Can a contractor be held to a quote made from plans?
One of argument that says they can is the fact that the plans show the dimensions, and therefore they are a reliable reference point for quoting. One of the arguments against that position is that you can’t know the dimensions of something fully until it is built. The central issue underlying this is simply: to what extent can one rely on plans as a representation of the scope and extent of the work?
In my experience, plans are fairly unreliable and can only ever be a starting point for pricing. After all, if plans were the final word then there would be no variations, no changes at all, and no payment disputes. Here are some of the shortcomings of plans or drawings that explain why contractors often do not actually get to build what is on the plan:
Plans are often Temporary
A plan is given a revision number and in reality only reflects the works at a particular point in time. As we know, they are often revised, sometimes half a dozen times if not more. So where does this leave the quoting party who has provided as price for Revision B but is now asked to construct to Revision F? No matter how familiar you make yourself with the site and plans, if they change significantly so must your price.
Prone to error and omission
Where there are humans, there is human error, and so it is with plans. Often the plans have errors in them. Some of the scope may be missing. Some of the dimensions may be wrong. Elements may be in the wrong place. Specifications may be incomplete. The list goes on and on. There is no substitute for actually building something to realise the applicability of the plans. Of course, errors like this usually result in amended plans, but nothing changes the fact that the poor contractor had to price off the erroneous plans to start with. That is the point.
Additions and Variations
Often the client will simply want a whole section of particle item included that was never contemplated. A homeowner may decide to add a courtyard. A builder’s client may decide to change the roof design. This is just extra work and is a variation. In this instance, a totally new drawing will be issued and will need to be quoted, but sometimes the manner in which this new work interacts with the existing scope may change the cost to build that existing scope. Of course, the contractor could not have known that. The same applies to plans that have clouded areas at time of tender. These are areas that are not specified until later revisions. Only then can a final cost be confirmed.
For reasons that have never been able to pin down, two complementary trades working from the same drawing will find that their interrelated works do not match up. For example, one party may build some large sliding doors to be inserted into a void in a wall, but when it comes to installing the doors in the void, they don’t fit. The reason is that often the drawings do not account for some vital bit of preparation or some other work that relates directly to that product, or some other item that must be installed first. In this example, perhaps that brand of door requires some special associated elements before installation. Of course, that is the responsibility of the door supplier and installer to pick up but the point is that often such details are not on the plan.
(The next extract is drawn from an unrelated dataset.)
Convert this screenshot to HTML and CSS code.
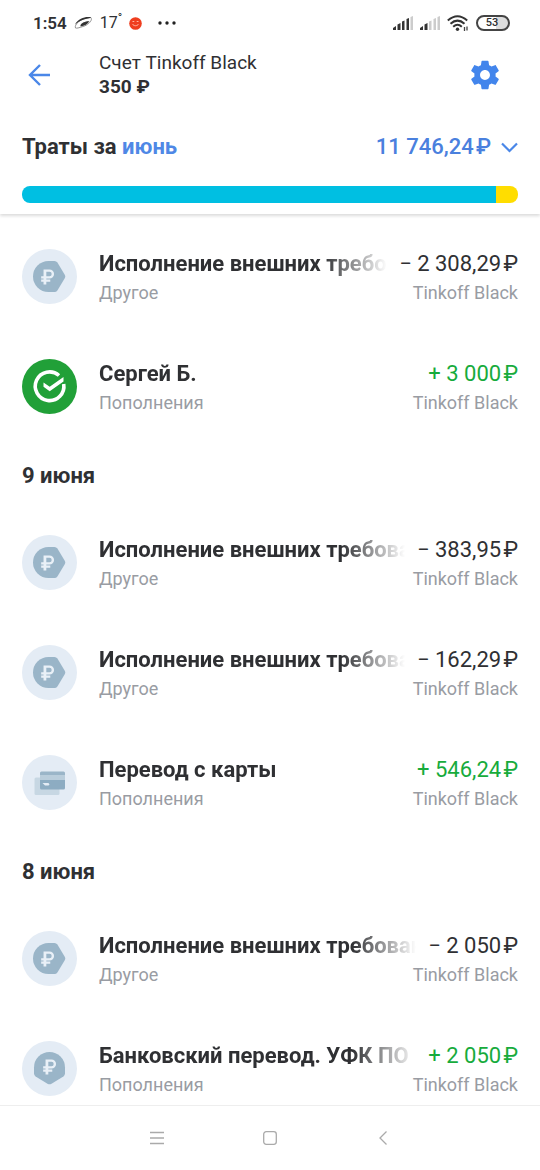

Another aspect of plan buildability is that plans sometimes do not account for the simultaneous installation of multiple trades. That is, the various spaces and voids in the plans cannot accommodate all the services required in that area. This is only picked up when this is being built. Now some trades will need to rework their services at extra cost. Again, none of this would have been obvious from the quoted plans.
Don’t account for lack of trade coordination
Often, plans do not indicate a correct or ‘best practice’ order in which elements are to be installed. So even though all contractors are building to their drawings, they still cannot accommodate their works alongside each other. For example, mechanical services often bang into installed plumbing pipes, which then get in the way of the fire sprinkler pipes, and this is further complicated because the ducting has gotten in the way. With the advent of 3D planning, one can now predict the best order to install, but this is often cast aside by the desperate need to meet the programme. Sadly, many subcontractors’ costs are driven up in rework in order to meet the programme. The bottom line is that they ultimately do not build what their plans require them to build. They actually have to build endless workarounds.
So whether you are quoting on a schedule or a lump sum, it would serve all parties well to realise that you often don’t know what you’ve actually got to build until you build it. And it follows that you actually don’t know what it’s going to cost until you build it either.